[PROVIDED MATERIAL]
########

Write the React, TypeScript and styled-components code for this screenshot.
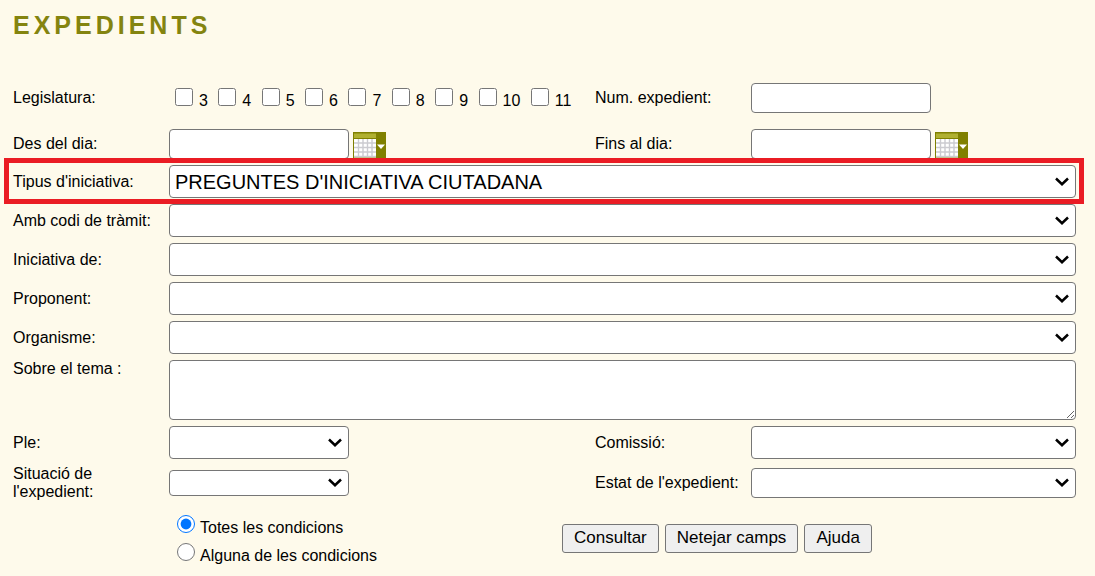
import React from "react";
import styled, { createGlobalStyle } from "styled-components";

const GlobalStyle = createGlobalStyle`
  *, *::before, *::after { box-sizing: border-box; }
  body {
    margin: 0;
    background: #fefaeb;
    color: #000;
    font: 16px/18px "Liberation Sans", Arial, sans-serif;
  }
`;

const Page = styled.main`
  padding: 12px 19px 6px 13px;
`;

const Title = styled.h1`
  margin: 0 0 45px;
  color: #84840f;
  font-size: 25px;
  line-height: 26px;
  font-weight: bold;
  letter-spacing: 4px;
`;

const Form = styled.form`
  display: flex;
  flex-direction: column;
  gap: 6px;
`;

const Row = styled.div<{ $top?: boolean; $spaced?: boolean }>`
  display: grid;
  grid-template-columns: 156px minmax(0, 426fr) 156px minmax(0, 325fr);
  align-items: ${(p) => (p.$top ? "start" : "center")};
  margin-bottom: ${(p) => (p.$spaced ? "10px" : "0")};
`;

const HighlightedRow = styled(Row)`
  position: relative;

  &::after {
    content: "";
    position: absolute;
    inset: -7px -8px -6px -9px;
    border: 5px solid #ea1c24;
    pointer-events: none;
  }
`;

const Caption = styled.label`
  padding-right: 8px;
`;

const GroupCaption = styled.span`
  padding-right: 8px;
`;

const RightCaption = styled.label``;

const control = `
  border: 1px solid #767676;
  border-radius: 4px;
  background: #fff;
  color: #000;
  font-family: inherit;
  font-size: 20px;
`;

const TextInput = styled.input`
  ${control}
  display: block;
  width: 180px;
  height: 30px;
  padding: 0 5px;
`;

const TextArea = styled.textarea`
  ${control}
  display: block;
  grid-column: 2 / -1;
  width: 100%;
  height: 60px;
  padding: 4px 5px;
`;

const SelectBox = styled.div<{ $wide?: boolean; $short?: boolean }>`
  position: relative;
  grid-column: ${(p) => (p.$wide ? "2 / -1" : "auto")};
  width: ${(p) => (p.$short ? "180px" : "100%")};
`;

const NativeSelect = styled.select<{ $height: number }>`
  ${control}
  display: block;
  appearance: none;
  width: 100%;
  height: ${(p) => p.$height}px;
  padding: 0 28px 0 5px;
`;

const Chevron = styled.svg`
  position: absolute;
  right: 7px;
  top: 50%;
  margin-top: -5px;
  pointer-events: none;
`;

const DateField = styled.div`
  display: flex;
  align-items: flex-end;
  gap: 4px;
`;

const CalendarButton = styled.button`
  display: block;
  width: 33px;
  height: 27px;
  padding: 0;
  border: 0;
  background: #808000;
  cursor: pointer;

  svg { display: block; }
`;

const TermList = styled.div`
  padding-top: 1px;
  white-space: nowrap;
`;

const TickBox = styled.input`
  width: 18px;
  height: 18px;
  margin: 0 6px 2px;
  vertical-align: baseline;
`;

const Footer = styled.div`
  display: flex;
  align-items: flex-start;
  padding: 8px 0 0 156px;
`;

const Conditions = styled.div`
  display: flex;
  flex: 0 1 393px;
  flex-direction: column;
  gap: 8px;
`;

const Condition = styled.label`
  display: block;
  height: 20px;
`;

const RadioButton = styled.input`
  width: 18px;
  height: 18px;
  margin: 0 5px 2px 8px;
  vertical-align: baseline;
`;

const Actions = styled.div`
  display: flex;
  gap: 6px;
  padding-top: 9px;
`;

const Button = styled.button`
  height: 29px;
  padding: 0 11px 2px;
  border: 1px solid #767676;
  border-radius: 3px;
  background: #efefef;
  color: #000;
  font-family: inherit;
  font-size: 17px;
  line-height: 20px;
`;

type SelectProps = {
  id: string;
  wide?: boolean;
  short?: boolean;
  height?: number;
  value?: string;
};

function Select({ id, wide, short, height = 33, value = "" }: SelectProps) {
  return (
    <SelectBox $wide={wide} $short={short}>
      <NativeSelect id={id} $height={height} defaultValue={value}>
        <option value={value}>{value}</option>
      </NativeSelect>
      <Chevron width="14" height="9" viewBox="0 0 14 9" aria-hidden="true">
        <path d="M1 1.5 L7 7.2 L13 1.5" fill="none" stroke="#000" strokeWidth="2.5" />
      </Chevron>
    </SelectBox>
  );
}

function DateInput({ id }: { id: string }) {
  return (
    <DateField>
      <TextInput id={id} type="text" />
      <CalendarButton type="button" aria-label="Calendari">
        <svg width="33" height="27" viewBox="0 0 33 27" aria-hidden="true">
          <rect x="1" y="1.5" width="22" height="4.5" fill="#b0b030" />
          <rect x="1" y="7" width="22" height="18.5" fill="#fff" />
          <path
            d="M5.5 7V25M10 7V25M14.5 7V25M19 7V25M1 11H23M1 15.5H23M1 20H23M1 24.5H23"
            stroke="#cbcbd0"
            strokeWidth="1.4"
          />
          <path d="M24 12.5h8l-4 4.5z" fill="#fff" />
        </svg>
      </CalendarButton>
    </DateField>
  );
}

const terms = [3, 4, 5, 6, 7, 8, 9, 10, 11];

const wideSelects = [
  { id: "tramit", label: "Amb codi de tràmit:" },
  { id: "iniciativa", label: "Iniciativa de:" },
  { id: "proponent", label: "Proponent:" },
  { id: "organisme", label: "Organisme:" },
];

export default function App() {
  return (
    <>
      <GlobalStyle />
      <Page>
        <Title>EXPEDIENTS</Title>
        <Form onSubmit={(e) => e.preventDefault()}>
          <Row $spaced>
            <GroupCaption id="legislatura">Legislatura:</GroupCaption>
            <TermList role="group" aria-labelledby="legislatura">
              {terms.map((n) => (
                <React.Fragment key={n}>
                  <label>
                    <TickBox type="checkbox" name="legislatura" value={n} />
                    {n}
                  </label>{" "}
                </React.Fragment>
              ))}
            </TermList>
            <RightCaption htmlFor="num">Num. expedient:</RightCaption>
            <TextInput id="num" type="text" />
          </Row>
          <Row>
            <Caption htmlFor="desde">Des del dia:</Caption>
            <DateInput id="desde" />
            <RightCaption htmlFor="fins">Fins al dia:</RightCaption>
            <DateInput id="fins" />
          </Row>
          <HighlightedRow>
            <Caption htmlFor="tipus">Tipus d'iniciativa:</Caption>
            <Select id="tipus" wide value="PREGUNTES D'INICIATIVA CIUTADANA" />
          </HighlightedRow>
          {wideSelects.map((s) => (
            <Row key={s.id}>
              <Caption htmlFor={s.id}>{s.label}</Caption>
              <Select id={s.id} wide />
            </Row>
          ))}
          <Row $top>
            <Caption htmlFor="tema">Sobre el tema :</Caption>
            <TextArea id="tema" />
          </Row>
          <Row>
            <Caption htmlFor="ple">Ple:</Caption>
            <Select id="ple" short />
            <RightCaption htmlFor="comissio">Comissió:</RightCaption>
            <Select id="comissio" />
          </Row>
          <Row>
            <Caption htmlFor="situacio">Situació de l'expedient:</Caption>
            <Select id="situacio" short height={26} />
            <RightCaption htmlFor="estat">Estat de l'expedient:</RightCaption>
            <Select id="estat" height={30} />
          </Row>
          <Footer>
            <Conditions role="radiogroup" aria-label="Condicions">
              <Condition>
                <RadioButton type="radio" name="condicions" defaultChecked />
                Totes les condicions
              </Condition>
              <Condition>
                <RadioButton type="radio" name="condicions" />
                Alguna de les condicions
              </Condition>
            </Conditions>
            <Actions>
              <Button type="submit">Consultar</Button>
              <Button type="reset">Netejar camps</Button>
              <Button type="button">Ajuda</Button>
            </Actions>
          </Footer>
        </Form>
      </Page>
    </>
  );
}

########

[EXERCISE INSTRUCTIONS] Leave out every line without the string "components" and copy the rest.

[TASK RESULT]
Write the React, TypeScript and styled-components code for this screenshot.
import styled, { createGlobalStyle } from "styled-components";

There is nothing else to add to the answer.